Consider whisky brands. Research for Chivas Bros shows that in the world’s top nine markets, 94% of consumers believe that the “age” of a whisky is an indicator of quality, 93% believe that older whiskies are better quality and 89% actively look for an age statement when deciding what to buy.  

So age matters in setting a price, but so too does the brand name under which that whisky is sold. They will pay more for a recognised and trusted name such as The Glenlivet than they will for the same whisky being sold as a newly launched Jock’s Auld Sporran – not that that is a possibility.

Consumers want a brand name as a confirmation of quality. That is why Coca-Cola spends a fortune every year defending its “Coke” brand and preventing the name being used as a generic term for cola.

Much of Foster’s wine is bought as grape under contract and is worth intrinsically less if eventually sold under an unknown label.
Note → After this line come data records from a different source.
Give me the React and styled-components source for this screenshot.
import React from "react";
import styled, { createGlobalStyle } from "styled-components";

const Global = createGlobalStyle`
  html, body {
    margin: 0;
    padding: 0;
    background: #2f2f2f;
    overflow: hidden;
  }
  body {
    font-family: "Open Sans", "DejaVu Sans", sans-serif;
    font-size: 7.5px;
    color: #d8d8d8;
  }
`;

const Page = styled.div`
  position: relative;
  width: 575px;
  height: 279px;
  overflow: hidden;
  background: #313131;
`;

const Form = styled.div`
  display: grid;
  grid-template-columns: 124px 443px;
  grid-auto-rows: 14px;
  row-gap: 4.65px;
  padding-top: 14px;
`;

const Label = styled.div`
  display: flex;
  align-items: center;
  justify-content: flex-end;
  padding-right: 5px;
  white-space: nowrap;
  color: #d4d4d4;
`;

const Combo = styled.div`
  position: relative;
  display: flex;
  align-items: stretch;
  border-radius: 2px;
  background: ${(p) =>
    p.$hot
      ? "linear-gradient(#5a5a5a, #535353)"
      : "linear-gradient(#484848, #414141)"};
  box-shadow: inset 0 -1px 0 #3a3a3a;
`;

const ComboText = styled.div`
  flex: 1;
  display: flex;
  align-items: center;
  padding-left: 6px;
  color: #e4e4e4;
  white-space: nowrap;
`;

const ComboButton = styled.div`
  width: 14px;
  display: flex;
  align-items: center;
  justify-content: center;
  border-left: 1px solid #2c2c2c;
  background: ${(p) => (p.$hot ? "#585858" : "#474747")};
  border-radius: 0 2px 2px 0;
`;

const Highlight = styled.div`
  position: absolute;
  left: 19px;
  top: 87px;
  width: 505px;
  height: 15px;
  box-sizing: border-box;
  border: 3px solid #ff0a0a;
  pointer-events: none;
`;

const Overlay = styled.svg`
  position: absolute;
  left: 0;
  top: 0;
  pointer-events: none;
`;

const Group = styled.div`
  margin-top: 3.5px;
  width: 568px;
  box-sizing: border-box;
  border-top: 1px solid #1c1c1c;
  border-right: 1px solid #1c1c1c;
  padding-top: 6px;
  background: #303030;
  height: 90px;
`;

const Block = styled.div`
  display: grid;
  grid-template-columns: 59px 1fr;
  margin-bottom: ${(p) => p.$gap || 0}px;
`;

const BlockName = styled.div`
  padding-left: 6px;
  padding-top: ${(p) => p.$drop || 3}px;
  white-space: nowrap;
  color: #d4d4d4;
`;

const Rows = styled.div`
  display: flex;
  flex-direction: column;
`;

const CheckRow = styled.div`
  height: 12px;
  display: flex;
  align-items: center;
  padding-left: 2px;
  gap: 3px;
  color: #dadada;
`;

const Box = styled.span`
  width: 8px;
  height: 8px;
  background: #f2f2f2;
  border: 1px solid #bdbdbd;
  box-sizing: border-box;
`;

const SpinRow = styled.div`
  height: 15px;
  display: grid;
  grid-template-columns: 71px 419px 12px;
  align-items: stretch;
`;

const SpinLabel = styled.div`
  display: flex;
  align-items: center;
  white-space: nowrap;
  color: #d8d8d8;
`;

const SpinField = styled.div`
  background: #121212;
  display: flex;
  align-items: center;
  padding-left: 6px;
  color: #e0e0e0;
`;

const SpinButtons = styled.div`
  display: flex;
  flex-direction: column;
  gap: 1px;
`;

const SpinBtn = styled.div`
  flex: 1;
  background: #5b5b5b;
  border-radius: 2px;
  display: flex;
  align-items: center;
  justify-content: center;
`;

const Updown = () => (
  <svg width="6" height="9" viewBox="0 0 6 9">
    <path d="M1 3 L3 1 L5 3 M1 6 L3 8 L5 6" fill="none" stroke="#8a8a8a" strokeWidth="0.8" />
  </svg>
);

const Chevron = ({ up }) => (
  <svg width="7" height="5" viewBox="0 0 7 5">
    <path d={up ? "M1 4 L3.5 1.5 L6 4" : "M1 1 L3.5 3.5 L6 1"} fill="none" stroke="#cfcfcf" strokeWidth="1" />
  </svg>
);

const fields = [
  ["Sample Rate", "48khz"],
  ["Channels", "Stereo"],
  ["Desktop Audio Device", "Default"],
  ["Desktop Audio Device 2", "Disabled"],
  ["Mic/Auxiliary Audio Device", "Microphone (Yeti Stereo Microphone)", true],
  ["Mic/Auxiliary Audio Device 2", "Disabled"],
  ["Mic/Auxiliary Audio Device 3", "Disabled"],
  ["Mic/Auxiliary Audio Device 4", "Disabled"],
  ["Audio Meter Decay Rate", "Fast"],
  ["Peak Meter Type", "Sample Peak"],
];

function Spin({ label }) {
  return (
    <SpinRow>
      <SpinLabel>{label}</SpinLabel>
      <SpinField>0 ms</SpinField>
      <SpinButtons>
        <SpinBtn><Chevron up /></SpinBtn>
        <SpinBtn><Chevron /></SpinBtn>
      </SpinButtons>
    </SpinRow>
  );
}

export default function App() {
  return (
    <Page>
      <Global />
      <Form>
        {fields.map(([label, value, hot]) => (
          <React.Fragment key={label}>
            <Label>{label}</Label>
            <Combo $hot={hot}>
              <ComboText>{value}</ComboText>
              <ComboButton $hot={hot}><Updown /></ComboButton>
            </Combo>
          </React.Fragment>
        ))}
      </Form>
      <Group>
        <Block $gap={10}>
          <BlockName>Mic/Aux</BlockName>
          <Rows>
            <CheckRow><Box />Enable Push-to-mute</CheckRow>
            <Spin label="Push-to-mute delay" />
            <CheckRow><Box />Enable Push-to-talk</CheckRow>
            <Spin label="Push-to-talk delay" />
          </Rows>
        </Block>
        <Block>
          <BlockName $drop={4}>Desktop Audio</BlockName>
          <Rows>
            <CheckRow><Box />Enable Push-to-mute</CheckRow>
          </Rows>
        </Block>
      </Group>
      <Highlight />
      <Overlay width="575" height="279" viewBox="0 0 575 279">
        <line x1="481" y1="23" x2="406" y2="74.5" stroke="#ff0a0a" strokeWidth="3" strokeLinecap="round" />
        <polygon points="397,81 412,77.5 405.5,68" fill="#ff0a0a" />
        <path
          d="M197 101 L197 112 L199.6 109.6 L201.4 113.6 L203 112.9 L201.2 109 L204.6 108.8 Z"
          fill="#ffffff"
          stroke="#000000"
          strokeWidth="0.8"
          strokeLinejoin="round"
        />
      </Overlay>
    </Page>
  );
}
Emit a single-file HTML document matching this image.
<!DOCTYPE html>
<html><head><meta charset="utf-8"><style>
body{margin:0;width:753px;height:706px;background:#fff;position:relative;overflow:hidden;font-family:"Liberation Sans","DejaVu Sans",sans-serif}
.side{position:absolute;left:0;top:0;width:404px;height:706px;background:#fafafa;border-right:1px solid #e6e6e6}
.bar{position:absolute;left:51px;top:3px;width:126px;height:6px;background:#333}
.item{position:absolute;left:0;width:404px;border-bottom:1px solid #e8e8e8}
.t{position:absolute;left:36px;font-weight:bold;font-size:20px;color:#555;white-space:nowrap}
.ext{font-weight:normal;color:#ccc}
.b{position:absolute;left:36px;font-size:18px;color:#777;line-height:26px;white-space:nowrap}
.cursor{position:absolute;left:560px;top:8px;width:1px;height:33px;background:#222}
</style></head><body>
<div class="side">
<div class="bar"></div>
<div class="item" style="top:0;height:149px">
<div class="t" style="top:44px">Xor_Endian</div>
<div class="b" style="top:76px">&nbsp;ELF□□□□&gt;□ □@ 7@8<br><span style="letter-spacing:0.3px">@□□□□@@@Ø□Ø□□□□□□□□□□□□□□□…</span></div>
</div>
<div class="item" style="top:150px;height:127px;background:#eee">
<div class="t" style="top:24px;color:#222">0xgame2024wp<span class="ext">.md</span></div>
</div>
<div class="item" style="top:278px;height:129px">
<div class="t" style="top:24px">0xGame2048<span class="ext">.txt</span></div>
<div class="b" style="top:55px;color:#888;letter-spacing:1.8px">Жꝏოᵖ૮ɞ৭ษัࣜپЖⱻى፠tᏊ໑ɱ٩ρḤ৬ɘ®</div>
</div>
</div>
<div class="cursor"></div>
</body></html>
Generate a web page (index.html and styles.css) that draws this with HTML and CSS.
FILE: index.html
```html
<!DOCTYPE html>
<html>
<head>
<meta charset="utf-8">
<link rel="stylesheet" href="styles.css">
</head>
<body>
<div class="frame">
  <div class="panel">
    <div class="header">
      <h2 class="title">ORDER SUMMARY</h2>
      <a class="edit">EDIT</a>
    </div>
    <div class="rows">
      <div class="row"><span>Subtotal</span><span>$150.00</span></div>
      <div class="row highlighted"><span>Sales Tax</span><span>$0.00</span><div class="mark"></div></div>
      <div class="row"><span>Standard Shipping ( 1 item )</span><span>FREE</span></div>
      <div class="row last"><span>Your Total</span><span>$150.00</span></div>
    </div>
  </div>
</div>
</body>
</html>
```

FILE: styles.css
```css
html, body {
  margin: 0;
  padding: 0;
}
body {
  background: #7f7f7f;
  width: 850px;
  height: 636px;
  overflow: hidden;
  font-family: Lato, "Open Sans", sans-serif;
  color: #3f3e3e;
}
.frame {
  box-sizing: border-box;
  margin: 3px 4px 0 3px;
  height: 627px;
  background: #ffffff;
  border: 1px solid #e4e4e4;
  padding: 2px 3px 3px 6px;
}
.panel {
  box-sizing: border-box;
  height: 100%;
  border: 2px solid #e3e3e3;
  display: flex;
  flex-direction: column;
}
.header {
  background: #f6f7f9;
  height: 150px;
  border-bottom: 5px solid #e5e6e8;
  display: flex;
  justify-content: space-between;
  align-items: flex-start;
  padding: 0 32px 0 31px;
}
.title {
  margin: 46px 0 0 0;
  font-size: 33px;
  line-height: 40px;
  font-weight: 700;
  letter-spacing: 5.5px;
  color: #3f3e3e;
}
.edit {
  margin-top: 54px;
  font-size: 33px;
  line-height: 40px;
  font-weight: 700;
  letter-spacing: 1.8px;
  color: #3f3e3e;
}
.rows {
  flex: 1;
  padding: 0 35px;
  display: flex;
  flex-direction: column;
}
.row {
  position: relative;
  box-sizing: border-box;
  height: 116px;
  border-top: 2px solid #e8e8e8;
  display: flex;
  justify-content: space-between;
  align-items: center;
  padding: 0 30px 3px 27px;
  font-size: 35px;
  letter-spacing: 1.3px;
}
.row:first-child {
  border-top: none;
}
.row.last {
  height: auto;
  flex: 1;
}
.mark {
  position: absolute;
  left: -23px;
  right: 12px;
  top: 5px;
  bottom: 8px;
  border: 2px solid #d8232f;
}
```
Previous owners, and subsequently Foster’s, have spent millions of dollars and years of marketing effort in establishing Penfolds, Beringer and Wolf Blass as reliable brands. That has been at a cost to shareholders because money spent on advertising and promotion cannot be paid out in dividends in the same year.

The expectation is that in the longer term the investment will generate bigger sales at higher margins, something Fosters has struggled to achieve. How do shareholders now value their investment in those brand names in an attempt to recoup some of it?

Pernod Ricard has recently written off €100 million and €150m respectively from the values of its Kahlua liqueur and its Spanish wine interests, including Campo Viejo. Their performance suggests they are worth less than what the French group paid for them in the Allied Domecq takeover in 2005. This is now reflected on the balance sheet, despite plans to invest in the brands and eventually increase their intrinsic worth.

But it is more problematic to put a revised value on brands that are benefiting from considerable advertising and promotion expenditure such as Mumm or Martell. How much of the extra profitability of those brands comes from the increased quality of the product and extra sales and how much from the recognition of the name? Equally, distilling vodka is a simple industrial process. How much extra cachet does the Smirnoff name confer to that spirit and thus the price it commands for Diageo?

This is the conundrum now facing Foster’s and its advisers. Implicitly Cerberus Capital, the US investment group which made the bid for Foster’s wine division, has put a value on Foster’s wine labels as well as the stocks and other tangible assets such as property belonging to the company. The board has to produce arguments to show why combined they are worth more than the A$2.5bn that has been rejected.